Covid-19 : des respirateurs produits par l’industrie automobile
Publié le - par Le blob, l’extra-média, avec l’AFP
De la F1 à l’assistance respiratoire : l’industrie automobile met son expertise au service du secteur hospitalier pour mettre au point des respirateurs face à la pandémie du coronavirus, une initiative qui suscite quelques réserves.
General Motors et Ford aux Etats-Unis, PSA en France dans le cadre d’un consortium comprenant également l’équipementier Valeo, vont se lancer dans la fabrication de précieux respirateurs. Des ingénieurs venus du monde de la Formule 1 se sont aussi mis sur les rangs face au manque de disponibilité de ces équipements médicaux, devenus vitaux. Non sans difficultés, comme en témoigne la passe d’armes entre GM et le président américain Donald Trump qui a reproché au constructeur automobile de tarder à se mettre au travail et de demander trop d’argent.
C’est donc par décret que le géant de Detroit a vu son usine de Kokomo (Indiana) réquisitionnée pour fabriquer de toute urgence des respirateurs. Les choses se sont passées plus facilement pour Mercedes qui a demandé à son équipe F1, au chômage technique pour cause de Grand Prix reportés ou annulés, de se mettre au travail.
L’équipe sextuple championne du monde a fabriqué en un temps record un appareil d’assistance respiratoire permettant de soulager les poumons de certains malades du nouveau coronavirus, et de réserver les respirateurs, nécessitant une intubation et une sédation, aux patients les plus sévèrement atteints.
Il pourrait être rapidement fabriqué à quelque 1 000 exemplaires par jour. Mercedes F1 fait aussi partie de l’initiative « Project Pitlane » réunissant d’autres écuries telles Red Bull, McLaren, Williams, Racing Point, Haas et Renault, pour travailler également sur ce type d’appareils.
L’idée de base est de mettre à profit les caractéristiques d’une écurie de F1 qui ont « la capacité de conception rapide, de mise au point d’un prototype, et d’assemblage minutieux », souligne la présentation de Project Pitlane. Mark Gillan, le responsable de l’agence britannique « Innovate UK » associée au projet, est lui-même passé par les écuries de F1 McLaren, Jaguar/Red Bull, Toyota et Williams.
Mais certains ne voient pas d’un très bon œil l’irruption de l’industrie automobile dans le monde médical. L’ONG « Bulletin of the Atomic Scientists », connue notamment pour tenir le décompte de « l’horloge de la fin du monde », estime dans un récent article que le raisonnement selon lequel les constructeurs de voitures sont les mieux placés n’est pas le bon.
« Les respirateurs peuvent ressembler aux pompes et aux systèmes d’air conditionné utilisés dans l’automobile mais peu de constructeurs fabriquent les leurs et font plutôt appel à des sous-traitants spécialisés », soulignent-elle.

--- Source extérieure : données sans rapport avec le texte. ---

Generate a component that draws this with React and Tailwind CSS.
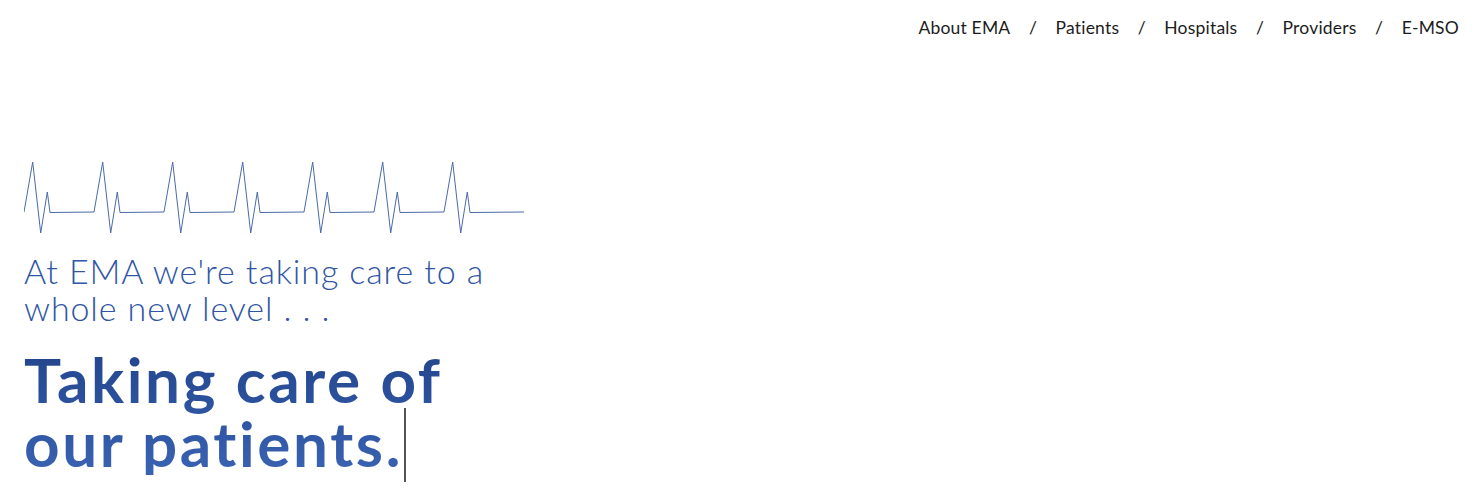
import React from "react";

const NAV = ["About EMA", "Patients", "Hospitals", "Providers", "E-MSO"];

// one heartbeat every 70px
function ecgPoints() {
  const pts = [];
  for (let k = 0; k < 7; k++) {
    const s = 70 * k;
    pts.push(`${s},54`, `${s + 8.7},4`, `${s + 16.7},75`, `${s + 23.3},34`, `${s + 26},54.5`);
  }
  pts.push("500,54");
  return pts.join(" ");
}

export default function App() {
  return (
    <div className="w-[1484px] h-[492px] bg-white overflow-hidden font-['Lato',sans-serif]">
      <nav className="flex justify-end items-center pt-[15px] pr-[25px] text-[17.5px] tracking-[0.2px] text-[#1c1c1c]">
        {NAV.map((item, i) => (
          <React.Fragment key={item}>
            {i > 0 && <span className="px-[18.5px]">/</span>}
            <a href="#" className="leading-6">{item}</a>
          </React.Fragment>
        ))}
      </nav>

      <section className="pl-6 pt-[117px]">
        <svg width="500" height="80" viewBox="0 0 500 80" className="block">
          <polyline points={ecgPoints()} fill="none" stroke="#4a6aa8" strokeWidth="1" />
        </svg>

        <p className="mt-[14px] text-[34px] leading-[37px] font-light tracking-[0.9px] text-[#2f55a4] w-[520px]">
          At EMA we're taking care to a
          <br />
          whole new level . . .
        </p>

        <h1 className="mt-[21px] text-[62px] leading-[64px] font-bold tracking-[2.6px] bg-gradient-to-b from-[#22448c] to-[#3a63b3] bg-clip-text text-transparent">
          Taking care of
          <br />
          our patients.<span className="inline-block w-[2px] h-[74px] -mt-[20px] -mb-[10px] bg-[#555] ml-[1px] align-[-5px]" />
        </h1>
      </section>
    </div>
  );
}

S’ils disposent pour le moment de capacités de production sous-utilisées, ils n’en restent pas moins tributaires des sous-traitants, de l’éloignement de ceux-ci des centres de production en une période où la circulation est restreinte à l’échelle de la planète et également d’éventuelles restrictions à l’exportation, souligne l’ONG.
Economie de guerre
Les ingénieurs automobiles mettent en avant leur expérience dans l’utilisation de matériel de pointe comme les imprimantes 3D, souligne-t-on chez Renault. Ils bénéficient aussi d’importantes capacités industrielles comme celles du technocentre du constructeur au losange à Guyancourt (Yvelines) qui est le plus grand centre de recherche et de développement en France.
L’aide au secteur hospitalier en période de pandémie part souvent d’initiatives individuelles. En Espagne, se sont des ingénieurs de Renault dans ce pays qui ont conçu à leur initiative des visières et des masques qui ont ensuite été fabriqués sur les imprimantes 3D disponibles dans les usines immobilisées, souligne-t-on de même source.
Donald Trump a eu recours à des analogies sur l’économie de guerre pour justifier son appel à l’industrie automobile, prenant exemple de la participation de Ford et de GM à la fabrication d’avions pendant la Seconde guerre mondiale. « Ces images faciles de lignes de production de Ford fabricant des bombardiers ne nous amèneront toutefois pas très loin », critique the Bulletin of the Atomic Scientists pour qui il y a une grande différence entre élaborer une machine en impression 3D puis la produire massivement.
Mais, comme le soulignent les responsables du projet CPAP (ventilation en pression positive continue) auquel s’est associé Mercedes F1, « il a fallu moins de 100 heures entre la première réunion pour en discuter et la réalisation du premier prototype ». Des délais habituels en compétition automobile mais pas nécessairement dans d’autres industries.